Imagine a pond in a heavy rainstorm. Billions of raindrops strike the surface every second, rippling, splashing. Yet each raindrop is a single separate thing; each strike is a new ripple in the maelstrom.
We intuitively see the pond’s surface as a continuous flow; it is not. It is rather a cascade of discrete physical reactions. The pond never resets to a flat calm; each raindrop strikes a topography agitated by previous drops. The continuous flow of past shapes agitated yet again.
Frozen Time And The Vector
Now, flash-freeze the entire pond. Time stops. The chaotic, jagged peak of a single droplet’s impact is locked in place.
Overlay a grid slicing the pond vertically. At every point, measure the exact vertical height of the frozen water and write that number down. Finally, strip away the visual; no water, no moonlight, no concept of pond. Remove everything until nothing remains except that single, sequential list of numbers.
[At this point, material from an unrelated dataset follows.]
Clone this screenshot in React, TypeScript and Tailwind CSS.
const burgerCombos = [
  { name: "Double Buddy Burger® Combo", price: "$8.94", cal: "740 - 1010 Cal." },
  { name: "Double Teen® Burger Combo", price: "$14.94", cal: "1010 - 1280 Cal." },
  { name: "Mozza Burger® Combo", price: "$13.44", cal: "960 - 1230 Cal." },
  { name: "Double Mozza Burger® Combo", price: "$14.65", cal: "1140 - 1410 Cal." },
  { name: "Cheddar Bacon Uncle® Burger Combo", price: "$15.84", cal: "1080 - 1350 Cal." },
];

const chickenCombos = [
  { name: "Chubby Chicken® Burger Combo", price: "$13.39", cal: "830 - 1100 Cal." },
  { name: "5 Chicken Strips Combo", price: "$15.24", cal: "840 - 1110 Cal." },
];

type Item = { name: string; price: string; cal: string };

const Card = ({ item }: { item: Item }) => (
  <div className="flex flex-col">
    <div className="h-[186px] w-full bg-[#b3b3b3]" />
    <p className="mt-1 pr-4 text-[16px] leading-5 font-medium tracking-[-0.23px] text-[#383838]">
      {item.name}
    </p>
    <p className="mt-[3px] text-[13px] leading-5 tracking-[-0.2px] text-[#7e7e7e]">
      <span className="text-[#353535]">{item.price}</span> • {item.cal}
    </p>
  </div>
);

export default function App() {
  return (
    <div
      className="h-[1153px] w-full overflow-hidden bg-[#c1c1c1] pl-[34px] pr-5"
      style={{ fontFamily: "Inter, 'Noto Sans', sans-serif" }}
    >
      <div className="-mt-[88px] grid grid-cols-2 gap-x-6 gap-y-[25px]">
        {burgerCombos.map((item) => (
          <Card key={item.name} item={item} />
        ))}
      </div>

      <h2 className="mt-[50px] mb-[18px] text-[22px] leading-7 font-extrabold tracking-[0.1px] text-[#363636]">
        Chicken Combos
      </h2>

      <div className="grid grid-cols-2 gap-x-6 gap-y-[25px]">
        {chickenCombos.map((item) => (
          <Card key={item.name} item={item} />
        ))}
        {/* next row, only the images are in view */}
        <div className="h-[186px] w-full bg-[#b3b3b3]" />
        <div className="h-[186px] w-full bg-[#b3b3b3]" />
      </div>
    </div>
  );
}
This list of numbers is the vector.
The shape of the pond; a rock beneath the surface; shelter afforded by a nearby tree: these things determine how the raindrops change the surface. As the surface, so the vector. The vector is not a separate mathematical abstraction describing the turmoil; the vector is the surface. The exact heights of the water are the deterministic result of inputs flowing across an established physical landscape.
There is no need for an observer to select what must be encoded in the vector. A physical procession; energy dissipates; states change; a computation. Physical. Literal. Computation. The pond is a physical computer.
Weathering
Ponds weather over time, physically altering their position within the environment. These changes are not random; they are a slow response to the rhythm of local storms.
If the pond cannot absorb a sudden deluge, the banks burst, new boundaries are carved, and a new calm found. The pond has changed shape. In altering its physical structure, the pond reflects the types of rainstorms most likely to occur in that valley. The height of the water during a storm predicts the average storm; the vector is a prediction. When the local storms strengthen, waves splash over banks; the prediction is in error. When a bank is broken, an error is no more. The enhancement of predictive power is the sole driver of the pond’s shape.
The Fish And The Internal Mirror
Now imagine a fish within the pond. To survive, it must navigate what it senses: the turbulent water and its own boundaries.
How does the fish do this? It cultivates an internal pond. The environment (raindrops) falls into this internal space (senses), guided by the fish’s established structure (neuronal pathways). The resulting internal vector is an accurate hallucination of the outside world; within this hallucination, swims the fish itself.
No intentionality, no conscious observer, is required; hallucination emerges because it is the most effective means of anticipating the fish’s interaction with its environment. The internal mechanism matches the external mechanism; it is a mirror of the external turbulence it must navigate. The vector is not an abstract concept; it is the physical shape of the fish’s internal hallucination adapting to the physical shape of the water.
This internal hallucination is subjective experience. The pond predicts only the storm’s interaction with itself; the prediction is one-way. The correct description of the pond’s vector is physical description. The predictions of fish are two-way; they include the fish’s impact on it’s environment. The correct description of the fish’s vector is subjective description.
The Shared Hallucination
Consider a second fish, now incorporated into the hallucination of the first fish. This hallucination now includes expectations regarding the second fish’s perspective and actions. The self, the other, and the environment are not separate models; they are contained entirely within one unified hallucination; a structural necessity to predict interaction.
The Story And The Book
The story is not the book. The story is not the ink; it is not the paper; nor is it the typewriter, the reader, or the writer.
A story is a pattern. A vector, too, is a pattern.
Firing synapses, silicon matrices, and biological tissue are merely the paper, the ink, and the typewriters. The vector is the story. As a story contains the texture of experience; so too does a vector.
Asking if a story’s events “actually happened” physically on the paper is a category error. Ascribing truth or falsity to the experiential feeling encoded in a vector is the same category error.
Feeling is simply the subjective description of a vector. To demand some other observer to “experience” that feeling is to look for the reader inside the ink.